If I try to comply with Payson's town ordinance, I run counter to the instruction I receive directly from the Department of Homeland Security in its employee eligibility verification I-9 form. At the top of that form, in bold block letters it reads, "Anti-Discrimination Notice." It explains that it is illegal for me to discriminate against an individual in hiring or discharging, based upon that individual's national origin or even citizenship status. It further explains that I cannot specify which documents I will accept from the employee. This is important.
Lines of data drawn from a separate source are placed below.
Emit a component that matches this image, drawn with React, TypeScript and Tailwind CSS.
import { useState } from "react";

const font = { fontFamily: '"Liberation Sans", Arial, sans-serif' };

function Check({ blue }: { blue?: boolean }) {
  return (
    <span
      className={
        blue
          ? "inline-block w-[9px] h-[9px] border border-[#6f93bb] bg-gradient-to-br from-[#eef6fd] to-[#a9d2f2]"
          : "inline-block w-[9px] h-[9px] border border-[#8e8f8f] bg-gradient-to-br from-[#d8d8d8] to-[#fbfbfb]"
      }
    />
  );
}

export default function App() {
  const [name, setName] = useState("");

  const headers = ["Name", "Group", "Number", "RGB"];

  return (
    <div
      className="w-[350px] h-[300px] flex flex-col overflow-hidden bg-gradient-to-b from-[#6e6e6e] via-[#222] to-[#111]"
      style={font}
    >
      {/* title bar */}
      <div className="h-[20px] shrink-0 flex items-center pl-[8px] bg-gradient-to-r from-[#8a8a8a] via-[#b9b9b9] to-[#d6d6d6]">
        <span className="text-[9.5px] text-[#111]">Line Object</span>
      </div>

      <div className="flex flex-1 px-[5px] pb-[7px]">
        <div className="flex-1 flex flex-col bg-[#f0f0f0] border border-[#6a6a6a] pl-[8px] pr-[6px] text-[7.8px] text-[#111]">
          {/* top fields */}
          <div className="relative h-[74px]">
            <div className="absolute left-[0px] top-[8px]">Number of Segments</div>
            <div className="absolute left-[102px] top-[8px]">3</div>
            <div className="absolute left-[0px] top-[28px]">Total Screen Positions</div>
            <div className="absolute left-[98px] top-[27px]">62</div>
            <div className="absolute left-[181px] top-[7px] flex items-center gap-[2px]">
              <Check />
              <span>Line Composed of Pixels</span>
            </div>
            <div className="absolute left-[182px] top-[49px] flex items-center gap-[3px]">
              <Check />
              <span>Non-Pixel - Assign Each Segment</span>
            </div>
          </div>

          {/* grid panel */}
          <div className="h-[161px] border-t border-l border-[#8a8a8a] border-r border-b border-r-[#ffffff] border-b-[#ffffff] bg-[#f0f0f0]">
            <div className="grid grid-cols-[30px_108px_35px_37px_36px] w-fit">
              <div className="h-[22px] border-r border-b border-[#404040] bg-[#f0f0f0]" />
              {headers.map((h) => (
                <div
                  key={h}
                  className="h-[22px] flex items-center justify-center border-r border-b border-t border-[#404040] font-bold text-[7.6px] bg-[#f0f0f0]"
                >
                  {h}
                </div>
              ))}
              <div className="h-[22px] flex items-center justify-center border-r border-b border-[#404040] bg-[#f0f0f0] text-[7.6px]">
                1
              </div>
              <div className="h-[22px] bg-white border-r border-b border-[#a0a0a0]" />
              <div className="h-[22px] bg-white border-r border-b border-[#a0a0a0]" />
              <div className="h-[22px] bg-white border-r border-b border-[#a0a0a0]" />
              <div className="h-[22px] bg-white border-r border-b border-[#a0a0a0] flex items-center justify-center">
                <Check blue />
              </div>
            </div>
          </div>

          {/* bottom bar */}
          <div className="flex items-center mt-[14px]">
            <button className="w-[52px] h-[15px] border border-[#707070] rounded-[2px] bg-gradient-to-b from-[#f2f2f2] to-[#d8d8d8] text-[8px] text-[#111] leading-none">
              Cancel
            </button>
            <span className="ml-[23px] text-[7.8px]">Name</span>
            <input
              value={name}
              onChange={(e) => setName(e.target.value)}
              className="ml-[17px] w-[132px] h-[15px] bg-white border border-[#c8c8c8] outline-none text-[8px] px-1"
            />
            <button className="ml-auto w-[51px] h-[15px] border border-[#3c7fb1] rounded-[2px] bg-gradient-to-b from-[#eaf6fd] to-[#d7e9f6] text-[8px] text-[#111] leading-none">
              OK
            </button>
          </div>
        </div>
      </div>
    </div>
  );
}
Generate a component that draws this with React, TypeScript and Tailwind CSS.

When we fill out I-9 forms, we are required to review employee documentation. The applicant must show us one document from List A, or one document from List B and one document from List C on the I-9 instructions. List B documents can be any of the following: A driver's license from any of the 50 states, a school ID with photograph, a voter registration card, a Native American tribal document, a Canadian driver's license, a school report card, a clinic, doctor or hospital record or a nursery school record. It is impossible for me to become a documents expert for this variety of documentation.

List C can be a Social Security card, a certificate of birth abroad, a certificate of birth from any of the 50 states or a Native American tribal document. In essence, under the rules adopted by Homeland Security, I am not allowed to specify which of these documents my prospective employees produce. If they come forward with a day care or nursery school record and a birth certificate from Texas, I am not allowed, under federal law, to demand additional documentation or different forms. However, the Town of Payson has now subjected me to both criminal liability and the likelihood of losing my business license if I accept this documentation (as required by federal law) and one of my employees proves later to be an undocumented worker.

This ordinance needs additional thought.

I suspect the town council is not particularly concerned if a contractor is closed down for a few weeks because one of the members of his framing crew, with false identification, obtained a job. However, this ordinance applies to every business. How are the citizens of Payson going to feel if Wal-Mart is closed for three weeks because one of its maintenance workers landed an entry-level position with false documentation? Further, how keen will Wal-Mart, Home Depot, Safeway and Bashas' be about maintaining a presence in Payson when the town is criminally prosecuting their store managers for filing the required affidavit based upon a false ID?

I expect the council will respond, that all of this can be avoided if the employers simply reviewed documents more diligently to ensure that we do not hire undocumented workers. The problem with that theory is that it would demand that we obtain more documentation than allowed by the I-9 form. If we demand more documents, we run the risk of a discrimination lawsuit. If the large chains like Wal-Mart demand more documents, they run the risk of class action discrimination lawsuits.

If this ordinance is truly about illegal workers, then the ordinance should not ignore one of the largest employers in Payson. That employer is the Town of Payson. If the ordinance does go forward on July 1, 2007, it should go forward with an amendment, which applies equally to the Town as it does to the employers. The mayor must be required to sign an affidavit stating that he has reviewed the records of all the Town of Payson employees. His affidavit must further state that no Town of Payson employees are working here illegally, the same requirement of any employer under the ordinance. If the mayor's affidavit later proves to be false and we find that someone who is not here legally has a job with the Town, then the mayor would be subject to the same criminal prosecution as any business owner. Perhaps each council member could sign the same affidavit.

These are just some of the issues that should be reviewed by the citizens of Payson in a referendum on this ordinance.